Rapid member expectation changes driven by nontraditional competitors requires credit unions to think innovatively, according to Andrew Downin, managing director of innovation at the Madison, Wis.-based Filene Research Institute.
The independent financial think tank is trying to spur transformation through its Filene i3 innovation program, which is designed to help credit unions build operational efficiency, generate loans, mobilize savings, reach communities and strengthen membership.
The program typically accepts 15 applicants each year. There are approximately 30 active Filene i3 innovators at any given time, and each volunteer makes a two-year commitment.
Through virtual discussions, collaborative fieldwork and self-study, Filene i3 innovators from the U.S. and Canada create possible solutions.
“Part of what we teach the i3ers is the Filene method of innovation,” the Filene managing director said. “That philosophy briefly states that any innovation, any new change brought to market has to start with solving problems for end users.”
Downin explained before each i3 group moves forward, it gathers insights, which may include comments overheard from members, trends in other industries that may be applicable to financial services and common consumer problems.
“It boils down to having your peripheral vision open, to always looking beyond the obvious,” he said.
During each i3 cycle, which lasts six months, Filene identifies two or three concepts with the most promise and moves them into the Filene incubator. The firm, which owns the intellectual property of the ideas, often collaborates with a developer or vendor to create and test the concepts across eight to 10 credit unions.
Currently, Filene has a catalogue of 200-plus ideas that came out of i3 over the last 12 years. However, very few of these ideas are in use at credit unions or commercially successful.
“It is a pretty small number, it is in the single digits – five to seven,” Downin admitted. “That is typically the way innovation works. You have to throw many darts to get one bull's eye.”
He added, “Even if one of the concepts they come up with during a six-month cycle has the potential for being implemented, Filene considers that a success. Part of what I see i3 bringing as an advantage to the credit union industry and movement is that we can bring credit unions together to kind of pool some of the risk.”
There are two i3 products that are currently in two different stages of availability to credit unions.
The first is Boost Savings, which helps members handle unplanned expenses while still encouraging them to build long-term savings. Members who are enrolled in the program are given access to a line of credit. Boost is ready to be utilized by credit unions.
The second, Centsus, is currently in the incubation phase and awaiting credit unions to conduct prototype testing. The product uses a web-based tool and allows consumers use emoticons to rank how they feel after spending, making them aware of how financial decisions impact emotions. Filene is seeking credit unions interested in testing Centsus.
“When you think of innovation from a technological viewpoint, Centsus is one of the ideas I’m most excited about because it's taken technology and financial decisions and paired them up with a concept we don't talk often about in the world of finances – emotion,” Downin said.

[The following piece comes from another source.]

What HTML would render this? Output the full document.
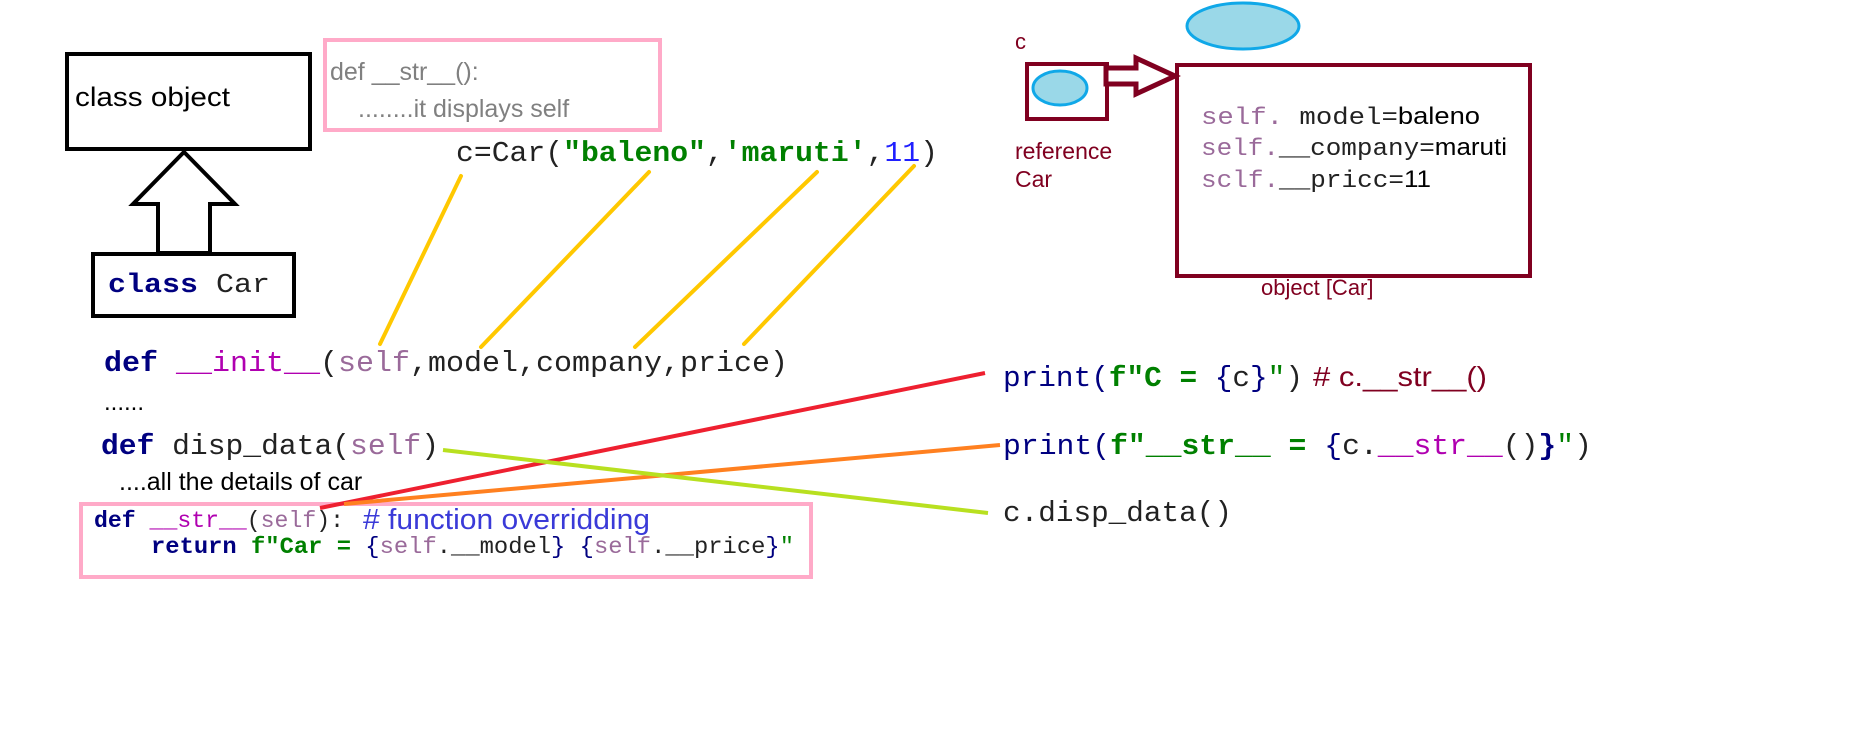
<!DOCTYPE html>
<html><head><meta charset="utf-8"><style>
html,body{margin:0;padding:0;background:#fff;width:1852px;height:743px;overflow:hidden}
svg{display:block}
.m{font-family:"Liberation Mono",monospace}
.s{font-family:"Liberation Sans",sans-serif}
.n{font-family:"Liberation Sans Narrow","Liberation Sans",sans-serif}
</style></head><body>
<svg width="1852" height="743" viewBox="0 0 1852 743" xmlns="http://www.w3.org/2000/svg">
<rect x="67" y="54" width="243" height="95" fill="none" stroke="#000" stroke-width="4"/>
<text x="75" y="106" class="n" font-size="27" fill="#000" textLength="155" lengthAdjust="spacingAndGlyphs">class object</text>
<polygon points="184,152 235,204 210,204 210,253 158,253 158,204 133,204" fill="#fff" stroke="#000" stroke-width="4" stroke-linejoin="miter"/>
<rect x="93" y="254" width="201" height="62" fill="none" stroke="#000" stroke-width="4"/>
<text x="108" y="292" class="m" font-size="27" textLength="162" lengthAdjust="spacingAndGlyphs"><tspan fill="#000080" font-weight="bold">class</tspan><tspan fill="#222"> Car</tspan></text>
<rect x="325" y="40" width="335" height="90" fill="none" stroke="#ffaac8" stroke-width="4"/>
<text x="330" y="80" class="n" font-size="25" fill="#808080">def __str__():</text>
<text x="358" y="117" class="n" font-size="25" fill="#808080">........it displays self</text>
<text x="456" y="161" class="m" font-size="29" textLength="482" lengthAdjust="spacingAndGlyphs"><tspan fill="#222">c=Car(</tspan><tspan fill="#008000" font-weight="bold">"baleno"</tspan><tspan fill="#222">,</tspan><tspan fill="#008000" font-weight="bold">'maruti'</tspan><tspan fill="#222">,</tspan><tspan fill="#2020ff">11</tspan><tspan fill="#222">)</tspan></text>
<g stroke="#ffc800" stroke-width="4" stroke-linecap="round">
<line x1="461" y1="176" x2="380" y2="344"/>
<line x1="649" y1="172" x2="481" y2="347"/>
<line x1="817" y1="172" x2="635" y2="347"/>
<line x1="914" y1="166" x2="744" y2="344"/>
</g>
<text x="104" y="371" class="m" font-size="29" textLength="684" lengthAdjust="spacingAndGlyphs"><tspan fill="#000080" font-weight="bold">def</tspan><tspan fill="#222"> </tspan><tspan fill="#b000b0">__init__</tspan><tspan fill="#222">(</tspan><tspan fill="#9a6a9a">self</tspan><tspan fill="#222">,model,company,price)</tspan></text>
<text x="104" y="410" class="n" font-size="24" fill="#000">......</text>
<text x="101" y="454" class="m" font-size="29" textLength="338" lengthAdjust="spacingAndGlyphs"><tspan fill="#000080" font-weight="bold">def</tspan><tspan fill="#222"> disp_data(</tspan><tspan fill="#9a6a9a">self</tspan><tspan fill="#222">)</tspan></text>
<text x="119" y="490" class="n" font-size="25" fill="#000">....all the details of car</text>
<rect x="81" y="504" width="730" height="73" fill="none" stroke="#ffaac8" stroke-width="4"/>
<text x="94" y="527" class="m" font-size="23" textLength="250" lengthAdjust="spacingAndGlyphs"><tspan fill="#000080" font-weight="bold">def</tspan><tspan fill="#222"> </tspan><tspan fill="#b000b0">__str__</tspan><tspan fill="#222">(</tspan><tspan fill="#9a6a9a">self</tspan><tspan fill="#222">):</tspan></text>
<text x="363" y="529" class="n" font-size="29" fill="#3a3ad8" textLength="287" lengthAdjust="spacingAndGlyphs">#  function overridding</text>
<text x="151" y="553" class="m" font-size="23" textLength="643" lengthAdjust="spacingAndGlyphs"><tspan fill="#000080" font-weight="bold">return</tspan><tspan>  </tspan><tspan fill="#008000" font-weight="bold">f"Car = </tspan><tspan fill="#000080">{</tspan><tspan fill="#9a6a9a">self</tspan><tspan fill="#222">.__model</tspan><tspan fill="#000080">}</tspan><tspan> </tspan><tspan fill="#000080">{</tspan><tspan fill="#9a6a9a">self</tspan><tspan fill="#222">.__price</tspan><tspan fill="#000080">}</tspan><tspan fill="#008000">"</tspan></text>
<line x1="320" y1="508" x2="985" y2="373" stroke="#ee2030" stroke-width="4"/>
<line x1="344" y1="504" x2="1000" y2="445" stroke="#ff8020" stroke-width="4"/>
<line x1="443" y1="450" x2="988" y2="513" stroke="#b8e020" stroke-width="4"/>
<text x="1003" y="386" class="m" font-size="29" textLength="300" lengthAdjust="spacingAndGlyphs"><tspan fill="#000080">print(</tspan><tspan fill="#008000" font-weight="bold">f"C = </tspan><tspan fill="#000080">{</tspan><tspan fill="#222">c</tspan><tspan fill="#000080">}</tspan><tspan fill="#008000">"</tspan><tspan fill="#222">)</tspan></text>
<text x="1313" y="386" class="n" font-size="28" fill="#800020" textLength="174" lengthAdjust="spacingAndGlyphs">#  c.__str__()</text>
<text x="1003" y="454" class="m" font-size="29" textLength="589" lengthAdjust="spacingAndGlyphs"><tspan fill="#000080">print(</tspan><tspan fill="#008000" font-weight="bold">f"__str__ = </tspan><tspan fill="#000080">{</tspan><tspan fill="#222">c.</tspan><tspan fill="#b000b0">__str__</tspan><tspan fill="#222">()</tspan><tspan fill="#000080" font-weight="bold">}</tspan><tspan fill="#008000">"</tspan><tspan fill="#222">)</tspan></text>
<text x="1003" y="521" class="m" font-size="29" fill="#222" textLength="229" lengthAdjust="spacingAndGlyphs">c.disp_data()</text>
<text x="1015" y="49" class="n" font-size="22" fill="#800020">c</text>
<rect x="1027" y="64" width="80" height="55" fill="none" stroke="#800020" stroke-width="4"/>
<ellipse cx="1060" cy="88" rx="27" ry="17" fill="#9ad8e8" stroke="#10a8e8" stroke-width="3"/>
<ellipse cx="1243" cy="26" rx="56" ry="23" fill="#9ad8e8" stroke="#10a8e8" stroke-width="3"/>
<polygon points="1106,68 1136,68 1136,58 1175,76 1136,94 1136,84 1106,84" fill="#fff" stroke="#800020" stroke-width="5"/>
<rect x="1177" y="65" width="353" height="211" fill="none" stroke="#800020" stroke-width="4"/>
<text x="1015" y="159" class="n" font-size="23" fill="#800020">reference</text>
<text x="1015" y="187" class="n" font-size="23" fill="#800020">Car</text>
<text x="1201" y="124" font-size="24" textLength="279" lengthAdjust="spacingAndGlyphs"><tspan class="m" fill="#9a6a9a">self.</tspan><tspan class="m" fill="#222">  model=</tspan><tspan class="n" fill="#000">baleno</tspan></text>
<text x="1201" y="155" font-size="24" textLength="306" lengthAdjust="spacingAndGlyphs"><tspan class="m" fill="#9a6a9a">self.</tspan><tspan class="m" fill="#222">__company=</tspan><tspan class="n" fill="#000">maruti</tspan></text>
<text x="1201" y="187" font-size="24" textLength="230" lengthAdjust="spacingAndGlyphs"><tspan class="m" fill="#9a6a9a">sclf.</tspan><tspan class="m" fill="#222">__pricc=</tspan><tspan class="n" fill="#000">11</tspan></text>
<text x="1261" y="295" class="n" font-size="22" fill="#800020">object [Car]</text>
</svg>
</body></html>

Filene and Visa also joined forces to help credit unions reach the underserved through a Reaching Minority Households incubator.

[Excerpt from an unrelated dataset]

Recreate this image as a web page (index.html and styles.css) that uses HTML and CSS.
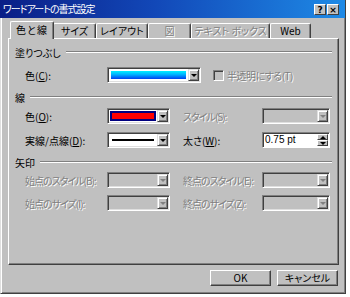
FILE: index.html
```html
<!DOCTYPE html>
<html lang="ja">
<head>
    <meta charset="UTF-8">
    <title>ワードアートの書式設定</title>
    <link rel="stylesheet" href="styles.css">
</head>
<body>

    <div class="dialog">
        <div class="titlebar">
            <span class="title">ワードアートの書式設定</span>
            <div class="title-buttons">
                <span class="tbtn">?</span>
                <span class="tbtn">×</span>
            </div>
        </div>

        <div class="tabs">
            <div class="tab tab-color active">色と線</div>
            <div class="tab tab-size">サイズ</div>
            <div class="tab tab-layout">レイアウト</div>
            <div class="tab tab-pic disabled">図</div>
            <div class="tab tab-text disabled">テキスト ボックス</div>
            <div class="tab tab-web">Web</div>
        </div>

        <div class="panel">
            <!-- 塗りつぶし -->
            <div class="group-head first">塗りつぶし</div>
            <div class="row">
                <span class="lbl">色(<u>C</u>):</span>
                <div class="combo combo-fill">
                    <span class="field"><span class="swatch swatch-fill"></span></span>
                    <span class="drop"><i class="arrow"></i></span>
                </div>
                <span class="check"></span>
                <span class="check-text off">半透明にする(T)</span>
            </div>

            <!-- 線 -->
            <div class="group-head">線</div>
            <div class="row row-line1">
                <span class="lbl">色(<u>O</u>):</span>
                <div class="combo combo-sm">
                    <span class="field"><span class="swatch swatch-red"></span></span>
                    <span class="drop"><i class="arrow"></i></span>
                </div>
                <span class="lbl lbl2 narrow off">スタイル(S):</span>
                <div class="combo combo-r off">
                    <span class="field"></span>
                    <span class="drop"><i class="arrow"></i></span>
                </div>
            </div>
            <div class="row row-line2">
                <span class="lbl">実線/点線(<u>D</u>):</span>
                <div class="combo combo-sm">
                    <span class="field"><span class="dash"></span></span>
                    <span class="drop"><i class="arrow"></i></span>
                </div>
                <span class="lbl lbl2">太さ(<u>W</u>):</span>
                <div class="spin">
                    <span class="spin-value">0.75 pt</span>
                    <span class="spin-btns">
                        <span class="spin-btn"><i class="arrow-up"></i></span>
                        <span class="spin-btn"><i class="arrow"></i></span>
                    </span>
                </div>
            </div>

            <!-- 矢印 -->
            <div class="group-head">矢印</div>
            <div class="row row-arrow1">
                <span class="lbl narrow off">始点のスタイル(B):</span>
                <div class="combo combo-sm off">
                    <span class="field"></span>
                    <span class="drop"><i class="arrow"></i></span>
                </div>
                <span class="lbl lbl2 narrow off">終点のスタイル(E):</span>
                <div class="combo combo-r off">
                    <span class="field"></span>
                    <span class="drop"><i class="arrow"></i></span>
                </div>
            </div>
            <div class="row row-arrow2">
                <span class="lbl narrow off">始点のサイズ(I):</span>
                <div class="combo combo-sm off">
                    <span class="field"></span>
                    <span class="drop"><i class="arrow"></i></span>
                </div>
                <span class="lbl lbl2 narrow off">終点のサイズ(Z):</span>
                <div class="combo combo-r off">
                    <span class="field"></span>
                    <span class="drop"><i class="arrow"></i></span>
                </div>
            </div>
        </div>

        <div class="actions">
            <span class="btn">OK</span>
            <span class="btn">キャンセル</span>
        </div>
    </div>

</body>
</html>
```

FILE: styles.css
```css
* {
    margin: 0;
    padding: 0;
    box-sizing: border-box;
}

body {
    background: #fff;
    font-family: 'Noto Sans CJK JP', 'Noto Sans', sans-serif;
    font-size: 10px;
    font-feature-settings: "palt";
    color: #000;
}

u {
    text-decoration: underline;
}

.dialog {
    width: 346px;
    height: 294px;
    background: #c0c0c0;
    border-left: 1px solid #dfdfdf;
    border-right: 1px solid #404040;
    border-bottom: 1px solid #404040;
    box-shadow: inset 1px 0 #fff, inset -1px -1px #808080;
}


/* title bar */
.titlebar {
    height: 18px;
    margin-left: -1px;
    display: flex;
    align-items: center;
    justify-content: space-between;
    padding: 0 6px 0 3px;
    background: linear-gradient(90deg, #0a1e86 0%, #1248b8 45%, #1e8ae6 100%);
    color: #fff;
}

.title {
    font-size: 10px;
    letter-spacing: -1px;
    line-height: 18px;
}

.title-buttons {
    display: flex;
    gap: 1px;
}

.tbtn {
    width: 12px;
    height: 11px;
    background: #c0c0c0;
    color: #000;
    font-family: 'DejaVu Sans', sans-serif;
    font-size: 9px;
    font-weight: bold;
    line-height: 10px;
    text-align: center;
    border-top: 1px solid #fff;
    border-left: 1px solid #fff;
    border-right: 1px solid #404040;
    border-bottom: 1px solid #404040;
}


/* tabs */
.tabs {
    display: flex;
    align-items: flex-end;
    height: 20px;
    padding-left: 10px;
    position: relative;
    z-index: 1;
}

.tab {
    height: 15px;
    line-height: 13px;
    text-align: center;
    white-space: nowrap;
    border-top: 1px solid #fff;
    border-left: 1px solid #fff;
    border-right: 1px solid #404040;
    border-radius: 2px 2px 0 0;
    box-shadow: inset -1px 0 #808080;
}

.tab.active {
    height: 18px;
    line-height: 16px;
    margin: 0 -1px -1px -1px;
    background: #c0c0c0;
    padding-bottom: 1px;
    position: relative;
    letter-spacing: 1px;
}

.tab.disabled {
    color: #808080;
    text-shadow: 1px 1px #fff;
}

.tab-color { width: 44px; }
.tab-size { width: 43px; }
.tab-layout { width: 52px; }
.tab-pic { width: 43px; }
.tab-text { width: 79px; }
.tab-web { width: 41px; }


/* panel */
.panel {
    width: 331px;
    height: 227px;
    margin-left: 7px;
    border-top: 1px solid #fff;
    border-left: 1px solid #fff;
    border-right: 1px solid #404040;
    border-bottom: 1px solid #404040;
    box-shadow: inset -1px -1px #808080;
}

.group-head {
    display: flex;
    align-items: center;
    height: 14px;
    margin: 7px 6px 0 6px;
}

.group-head.first {
    margin-top: 6px;
}

.group-head::after {
    content: '';
    flex: 1;
    margin-left: 5px;
    border-top: 1px solid #808080;
    border-bottom: 1px solid #fff;
}

.row {
    display: flex;
    align-items: center;
    height: 16px;
    margin-top: 8px;
    padding-left: 16px;
}

.row-line1 { margin-top: 4px; }
.row-arrow1 { margin-top: 3px; }
.row-arrow2 { margin-top: 7px; }

.lbl {
    width: 82px;
    white-space: nowrap;
}

.lbl2 {
    width: 79px;
    margin-left: 13px;
}

.narrow {
    letter-spacing: -1px;
}

.off {
    color: #808080;
    text-shadow: 1px 1px #fff;
}


/* combo boxes */
.combo {
    display: flex;
    height: 16px;
    border: 1px solid;
    border-color: #808080 #fff #fff #808080;
    box-shadow: inset 1px 1px #404040, inset -1px -1px #dfdfdf;
    padding: 1px;
    background: #fff;
}

.combo.off {
    background: #c0c0c0;
}

.combo-fill { width: 94px; }
.combo-sm { width: 63px; }
.combo-r { width: 68px; }

.field {
    flex: 1;
    display: flex;
    align-items: center;
    padding: 1px;
}

.swatch {
    flex: 1;
    height: 100%;
}

.swatch-fill {
    border: 1px solid #fff;
    background: linear-gradient(180deg, #00f0ff 0%, #00b0ff 45%, #0040f0 100%);
}

.swatch-red {
    border: 2px solid #000080;
    background: #ff0000;
}

.dash {
    flex: 1;
    height: 2px;
    margin: 0 2px;
    background: #000;
}

.drop {
    width: 11px;
    display: flex;
    align-items: center;
    justify-content: center;
    background: #c0c0c0;
    border-top: 1px solid #dfdfdf;
    border-left: 1px solid #dfdfdf;
    border-right: 1px solid #404040;
    border-bottom: 1px solid #404040;
    box-shadow: inset 1px 1px #fff, inset -1px -1px #808080;
}

.arrow {
    width: 0;
    height: 0;
    border-left: 3px solid transparent;
    border-right: 3px solid transparent;
    border-top: 3px solid #000;
}

.arrow-up {
    width: 0;
    height: 0;
    border-left: 3px solid transparent;
    border-right: 3px solid transparent;
    border-bottom: 3px solid #000;
}

.off .arrow {
    border-top-color: #808080;
}

.check {
    width: 11px;
    height: 11px;
    margin-left: 12px;
    border: 1px solid;
    border-color: #808080 #fff #fff #808080;
    box-shadow: inset 1px 1px #404040;
    background: #c0c0c0;
}

.check-text {
    margin-left: 3px;
    letter-spacing: -0.5px;
    white-space: nowrap;
}


/* spinner */
.spin {
    display: flex;
    width: 68px;
    height: 16px;
    border: 1px solid;
    border-color: #808080 #fff #fff #808080;
    box-shadow: inset 1px 1px #404040;
    background: #fff;
    padding: 1px;
}

.spin-value {
    flex: 1;
    padding-left: 1px;
    line-height: 12px;
    font-family: 'Liberation Sans', sans-serif;
}

.spin-btns {
    width: 11px;
    display: flex;
    flex-direction: column;
}

.spin-btn {
    flex: 1;
    display: flex;
    align-items: center;
    justify-content: center;
    background: #c0c0c0;
    border-top: 1px solid #fff;
    border-left: 1px solid #fff;
    border-right: 1px solid #404040;
    border-bottom: 1px solid #404040;
}


/* buttons */
.actions {
    display: flex;
    justify-content: flex-end;
    gap: 6px;
    margin-top: 5px;
    padding-right: 7px;
}

.btn {
    width: 61px;
    height: 16px;
    line-height: 14px;
    text-align: center;
    border-top: 1px solid #fff;
    border-left: 1px solid #fff;
    border-right: 1px solid #404040;
    border-bottom: 1px solid #404040;
    box-shadow: inset -1px -1px #808080;
}
```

“Credit unions can play a more active role in improving the financial lives of their members and the 50 million underbanked consumers in America,” Downin said. “We’re testing products that not only have the potential for life-changing personal impact but that can also provide long-term sustainability for financial institutions.”

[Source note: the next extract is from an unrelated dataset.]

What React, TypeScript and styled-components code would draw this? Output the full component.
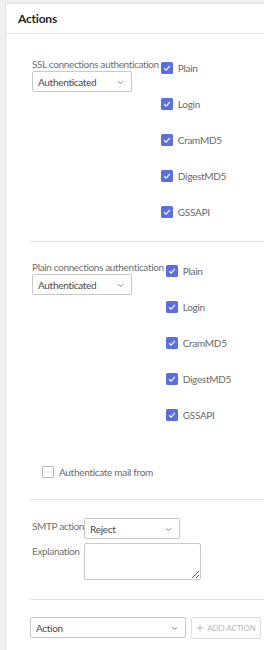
import React from 'react';
import styled, { createGlobalStyle } from 'styled-components';

const GlobalStyle = createGlobalStyle`
  html, body { margin: 0; padding: 0; background: #eef0f1; }
  body { font-family: Lato, "Open Sans", sans-serif; }
  * { box-sizing: border-box; }
`;

const Page = styled.div`
  padding: 3px 0 0 5px;
  height: 650px;
  overflow: hidden;
`;

const Card = styled.div`
  background: #fff;
  border-left: 1px solid #e1e4e6;
  border-top: 1px solid #e1e4e6;
  height: 647px;
`;

const Header = styled.div`
  height: 30px;
  display: flex;
  align-items: center;
  padding-left: 12px;
  border-bottom: 1px solid #e3e5e7;
  font-size: 12px;
  letter-spacing: -0.2px;
  font-weight: 700;
  color: #1f1f1f;
`;

const Body = styled.div`
  padding-left: 24px;
`;

const Section = styled.div<{ $top: number; $bottom: number }>`
  padding: ${p => p.$top}px 0 ${p => p.$bottom}px 2px;
`;

const Divider = styled.div`
  height: 1px;
  background: #e2e2e2;
`;

const AuthRow = styled.div`
  display: flex;
  align-items: flex-start;
`;

const LabelCol = styled.div`
  display: flex;
  flex-direction: column;
`;

const FieldLabel = styled.div`
  font-size: 10px;
  line-height: 14px;
  letter-spacing: -0.35px;
  color: #707070;
  white-space: nowrap;
`;

const SelectBox = styled.div<{ $w: number }>`
  width: ${p => p.$w}px;
  height: 21px;
  border: 1px solid #c9c9c9;
  border-radius: 2px;
  background: #fff;
  display: flex;
  align-items: center;
  justify-content: space-between;
  padding: 1px 7px 0 5px;
  font-size: 10px;
  letter-spacing: -0.3px;
  color: #4a4a4a;
`;

const CheckList = styled.div`
  display: flex;
  flex-direction: column;
  gap: 18px;
  margin: 2px 0 0 2px;
`;

const CheckRow = styled.label<{ $indent?: number }>`
  display: flex;
  align-items: center;
  gap: 5px;
  height: 18px;
  padding-left: ${p => p.$indent ?? 0}px;
  font-size: 10px;
  letter-spacing: -0.3px;
  color: #6a6a6a;
`;

const EmptyBox = styled.span`
  width: 12px;
  height: 12px;
  border: 1px solid #b5b5b5;
  border-radius: 2px;
  background: #fff;
`;

const MailFrom = styled.div`
  margin-top: 39px;
`;

const FormGrid = styled.div`
  display: grid;
  grid-template-columns: auto auto;
  justify-content: start;
  align-items: start;
  column-gap: 0;
  row-gap: 4px;
`;

const GridLabel = styled(FieldLabel)`
  padding-top: 1px;
`;

const TextArea = styled.textarea`
  width: 117px;
  height: 37px;
  border: 1px solid #c9c9c9;
  border-radius: 2px;
  resize: both;
  margin: 0;
  display: block;
  font-family: inherit;
`;

const BottomRow = styled.div`
  display: flex;
  gap: 5px;
  padding-top: 17px;
`;

const AddButton = styled.button`
  width: 70px;
  height: 22px;
  border: 1px solid #e0e0e0;
  border-radius: 2px;
  background: #fff;
  color: #b8b8b8;
  font-family: inherit;
  font-size: 8px;
  letter-spacing: -0.1px;
  display: flex;
  align-items: center;
  justify-content: center;
  gap: 3px;
  padding: 0;
`;

const Chevron = () => (
  <svg width="7" height="5" viewBox="0 0 7 5">
    <path d="M1.2 1.4 L3.5 3.4 L5.8 1.4" fill="none" stroke="#888" strokeWidth="1" />
  </svg>
);

const CheckedBox = () => (
  <svg width="12" height="12" viewBox="0 0 12 12">
    <rect x="0" y="0" width="12" height="12" rx="1.5" fill="#5a6fe0" />
    <path d="M3.2 6.3 L5.1 8.1 L8.9 3.9" fill="none" stroke="#fff" strokeWidth="1.2" />
  </svg>
);

const Plus = () => (
  <svg width="8" height="8" viewBox="0 0 8 8">
    <path d="M4 0.5 V7.5 M0.5 4 H7.5" stroke="#b8b8b8" strokeWidth="1" />
  </svg>
);

const methods = ['Plain', 'Login', 'CramMD5', 'DigestMD5', 'GSSAPI'];

const Select = ({ value, width }: { value: string; width: number }) => (
  <SelectBox $w={width}>
    <span>{value}</span>
    <Chevron />
  </SelectBox>
);

const AuthBlock = ({ label }: { label: string }) => (
  <AuthRow>
    <LabelCol>
      <FieldLabel>{label}</FieldLabel>
      <Select value="Authenticated" width={100} />
    </LabelCol>
    <CheckList>
      {methods.map(m => (
        <CheckRow key={m}>
          <CheckedBox />
          {m}
        </CheckRow>
      ))}
    </CheckList>
  </AuthRow>
);

export default function App() {
  return (
    <>
      <GlobalStyle />
      <Page>
        <Card>
          <Header>Actions</Header>
          <Body>
            <Section $top={23} $bottom={20}>
              <AuthBlock label="SSL connections authentication" />
            </Section>
            <Divider />
            <Section $top={18} $bottom={18}>
              <AuthBlock label="Plain connections authentication" />
              <MailFrom>
                <CheckRow $indent={10}>
                  <EmptyBox />
                  Authenticate mail from
                </CheckRow>
              </MailFrom>
            </Section>
            <Divider />
            <Section $top={18} $bottom={19}>
              <FormGrid>
                <GridLabel>SMTP action</GridLabel>
                <Select value="Reject" width={96} />
                <GridLabel>Explanation</GridLabel>
                <TextArea />
              </FormGrid>
            </Section>
            <Divider />
            <BottomRow>
              <Select value="Action" width={156} />
              <AddButton>
                <Plus />
                ADD ACTION
              </AddButton>
            </BottomRow>
          </Body>
        </Card>
      </Page>
    </>
  );
}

Filene is testing the following five programs as part of the Reaching Minority Households incubator:
Data Mined Auto Loans, developed with the National Credit Union Foundation, helps identify minority members with either a high-rate auto loan or no auto loan at all.
Community Microfinance Small Business Lending from the $4 billion, Ottawa, Ontario, Canada-based Alterna Savings and Credit Union, pairs loans with financial education and promotion of businesses via community boards in credit union branches.
The Non-Citizen Lending Program from the $93 million, Portland, Ore.-based Point West Credit Union, offers a variety of lending products, including credit cards, personal loans and vehicle loans, to non-citizens at the same rates as traditional consumer lending products. From 2008 to 2015, the program provided $2.1 million in loans to non-citizen borrowers.
Payday Payoff Installment Loans, developed by the $3.8 billion, Manhattan Beach, Calif.-based Kinecta Federal Credit Union and Nix Neighborhood Lending, provides affordable and responsible loans for underserved communities using an alternative data underwriting model. Borrowers can consolidate up to $2,500 of high-cost debt into an affordable installment loan.
QCash, launched in 2004 by the $2.4 billion, Olympia, Wash.-based Washington State Employees Credit Union, is designed to meet the short-term lending needs of members requesting large money orders to pay off payday lenders. QCash offers relationship-based underwriting to members without a credit check. When using QCash, an omnichannel solution, members can get funding in less than 60 seconds using a smartphone.
Overall, Downin said he believes there are cultural barriers at many credit unions preventing them from being more innovative, beginning with an aversion to failure. Other credit unions waste time, money and resources trying to build a perfect product instead of creating a prototype quickly and testing it with a focus group. Another innovation barrier is overconfidence, he said.
“Some credit unions feel the way they did business five years ago is exactly the way they should do business today,” Downin concluded.